● **MATERIAL PROVIDED**
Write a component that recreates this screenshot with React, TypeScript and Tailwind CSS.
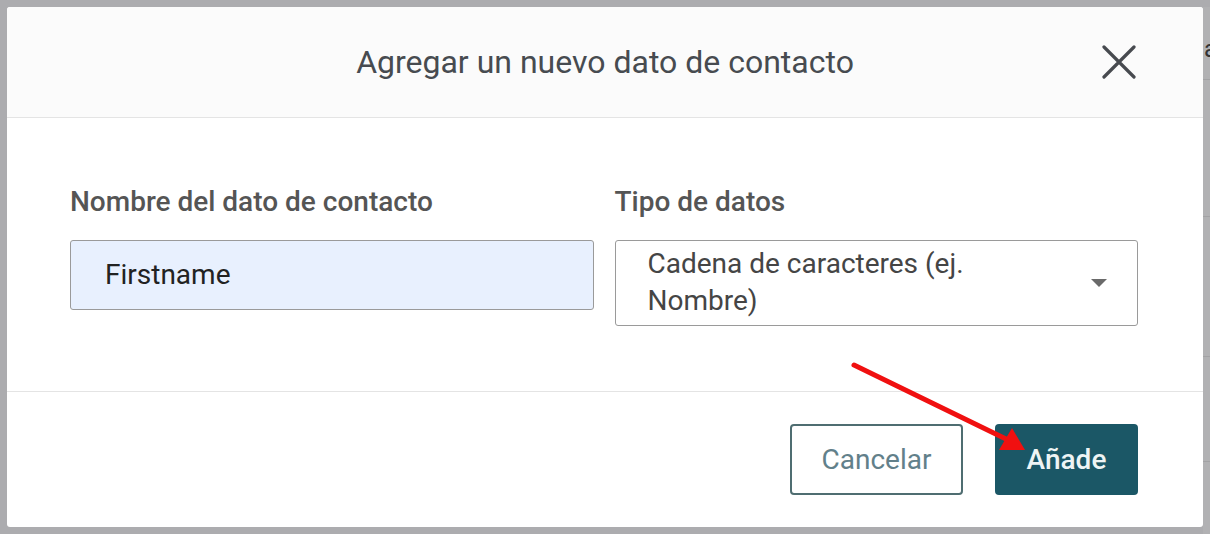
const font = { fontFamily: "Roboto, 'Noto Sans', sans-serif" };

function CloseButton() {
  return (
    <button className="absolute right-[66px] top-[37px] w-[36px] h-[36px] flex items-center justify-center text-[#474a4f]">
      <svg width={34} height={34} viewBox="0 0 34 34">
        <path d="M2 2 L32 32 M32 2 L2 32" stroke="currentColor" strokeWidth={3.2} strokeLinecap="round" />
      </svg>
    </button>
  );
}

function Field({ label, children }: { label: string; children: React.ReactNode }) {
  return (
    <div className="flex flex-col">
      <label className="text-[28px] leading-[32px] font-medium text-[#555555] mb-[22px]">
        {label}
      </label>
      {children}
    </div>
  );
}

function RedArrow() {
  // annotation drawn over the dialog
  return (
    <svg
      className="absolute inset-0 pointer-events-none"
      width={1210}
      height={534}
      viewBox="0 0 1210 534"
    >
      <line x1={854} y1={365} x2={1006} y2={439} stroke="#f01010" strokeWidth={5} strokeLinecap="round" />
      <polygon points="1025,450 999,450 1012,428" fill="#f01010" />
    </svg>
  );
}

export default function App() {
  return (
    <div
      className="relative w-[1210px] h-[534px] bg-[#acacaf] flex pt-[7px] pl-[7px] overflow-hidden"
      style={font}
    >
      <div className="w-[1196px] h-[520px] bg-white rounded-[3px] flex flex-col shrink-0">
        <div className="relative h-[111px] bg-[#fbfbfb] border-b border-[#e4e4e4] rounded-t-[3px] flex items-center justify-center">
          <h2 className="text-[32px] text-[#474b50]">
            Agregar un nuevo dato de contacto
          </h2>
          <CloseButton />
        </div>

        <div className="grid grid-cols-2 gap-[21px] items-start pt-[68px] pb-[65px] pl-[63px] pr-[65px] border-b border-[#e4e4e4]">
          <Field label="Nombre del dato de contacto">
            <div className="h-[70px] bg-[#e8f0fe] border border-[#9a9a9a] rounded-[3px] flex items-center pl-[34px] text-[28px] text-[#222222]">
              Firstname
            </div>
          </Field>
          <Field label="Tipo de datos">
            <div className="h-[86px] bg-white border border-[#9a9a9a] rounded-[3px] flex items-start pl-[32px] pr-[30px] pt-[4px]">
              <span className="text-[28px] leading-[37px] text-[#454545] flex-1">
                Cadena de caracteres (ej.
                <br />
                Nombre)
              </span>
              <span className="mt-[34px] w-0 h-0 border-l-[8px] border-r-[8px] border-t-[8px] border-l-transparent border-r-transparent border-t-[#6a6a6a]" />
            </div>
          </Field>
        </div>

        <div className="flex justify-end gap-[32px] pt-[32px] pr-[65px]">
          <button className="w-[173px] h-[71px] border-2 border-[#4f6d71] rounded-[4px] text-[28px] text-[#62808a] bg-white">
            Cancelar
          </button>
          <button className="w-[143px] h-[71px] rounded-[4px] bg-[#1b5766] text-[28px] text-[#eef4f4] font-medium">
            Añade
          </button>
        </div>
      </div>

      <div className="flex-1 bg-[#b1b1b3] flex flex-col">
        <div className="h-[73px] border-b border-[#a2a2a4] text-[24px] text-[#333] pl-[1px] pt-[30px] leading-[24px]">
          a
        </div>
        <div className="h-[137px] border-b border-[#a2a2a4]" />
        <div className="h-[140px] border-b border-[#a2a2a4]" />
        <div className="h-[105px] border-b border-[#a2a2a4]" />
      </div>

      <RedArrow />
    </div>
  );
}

● **WHAT YOU NEED TO DO**
Copy each line above precisely, dropping the pictures.

● **RESPONSE TO THE EXERCISE**
Write a component that recreates this screenshot with React, TypeScript and Tailwind CSS.
const font = { fontFamily: "Roboto, 'Noto Sans', sans-serif" };

function CloseButton() {
  return (
    <button className="absolute right-[66px] top-[37px] w-[36px] h-[36px] flex items-center justify-center text-[#474a4f]">
      <svg width={34} height={34} viewBox="0 0 34 34">
        <path d="M2 2 L32 32 M32 2 L2 32" stroke="currentColor" strokeWidth={3.2} strokeLinecap="round" />
      </svg>
    </button>
  );
}

function Field({ label, children }: { label: string; children: React.ReactNode }) {
  return (
    <div className="flex flex-col">
      <label className="text-[28px] leading-[32px] font-medium text-[#555555] mb-[22px]">
        {label}
      </label>
      {children}
    </div>
  );
}

function RedArrow() {
  // annotation drawn over the dialog
  return (
    <svg
      className="absolute inset-0 pointer-events-none"
      width={1210}
      height={534}
      viewBox="0 0 1210 534"
    >
      <line x1={854} y1={365} x2={1006} y2={439} stroke="#f01010" strokeWidth={5} strokeLinecap="round" />
      <polygon points="1025,450 999,450 1012,428" fill="#f01010" />
    </svg>
  );
}

export default function App() {
  return (
    <div
      className="relative w-[1210px] h-[534px] bg-[#acacaf] flex pt-[7px] pl-[7px] overflow-hidden"
      style={font}
    >
      <div className="w-[1196px] h-[520px] bg-white rounded-[3px] flex flex-col shrink-0">
        <div className="relative h-[111px] bg-[#fbfbfb] border-b border-[#e4e4e4] rounded-t-[3px] flex items-center justify-center">
          <h2 className="text-[32px] text-[#474b50]">
            Agregar un nuevo dato de contacto
          </h2>
          <CloseButton />
        </div>

        <div className="grid grid-cols-2 gap-[21px] items-start pt-[68px] pb-[65px] pl-[63px] pr-[65px] border-b border-[#e4e4e4]">
          <Field label="Nombre del dato de contacto">
            <div className="h-[70px] bg-[#e8f0fe] border border-[#9a9a9a] rounded-[3px] flex items-center pl-[34px] text-[28px] text-[#222222]">
              Firstname
            </div>
          </Field>
          <Field label="Tipo de datos">
            <div className="h-[86px] bg-white border border-[#9a9a9a] rounded-[3px] flex items-start pl-[32px] pr-[30px] pt-[4px]">
              <span className="text-[28px] leading-[37px] text-[#454545] flex-1">
                Cadena de caracteres (ej.
                <br />
                Nombre)
              </span>
              <span className="mt-[34px] w-0 h-0 border-l-[8px] border-r-[8px] border-t-[8px] border-l-transparent border-r-transparent border-t-[#6a6a6a]" />
            </div>
          </Field>
        </div>

        <div className="flex justify-end gap-[32px] pt-[32px] pr-[65px]">
          <button className="w-[173px] h-[71px] border-2 border-[#4f6d71] rounded-[4px] text-[28px] text-[#62808a] bg-white">
            Cancelar
          </button>
          <button className="w-[143px] h-[71px] rounded-[4px] bg-[#1b5766] text-[28px] text-[#eef4f4] font-medium">
            Añade
          </button>
        </div>
      </div>

      <div className="flex-1 bg-[#b1b1b3] flex flex-col">
        <div className="h-[73px] border-b border-[#a2a2a4] text-[24px] text-[#333] pl-[1px] pt-[30px] leading-[24px]">
          a
        </div>
        <div className="h-[137px] border-b border-[#a2a2a4]" />
        <div className="h-[140px] border-b border-[#a2a2a4]" />
        <div className="h-[105px] border-b border-[#a2a2a4]" />
      </div>

      <RedArrow />
    </div>
  );
}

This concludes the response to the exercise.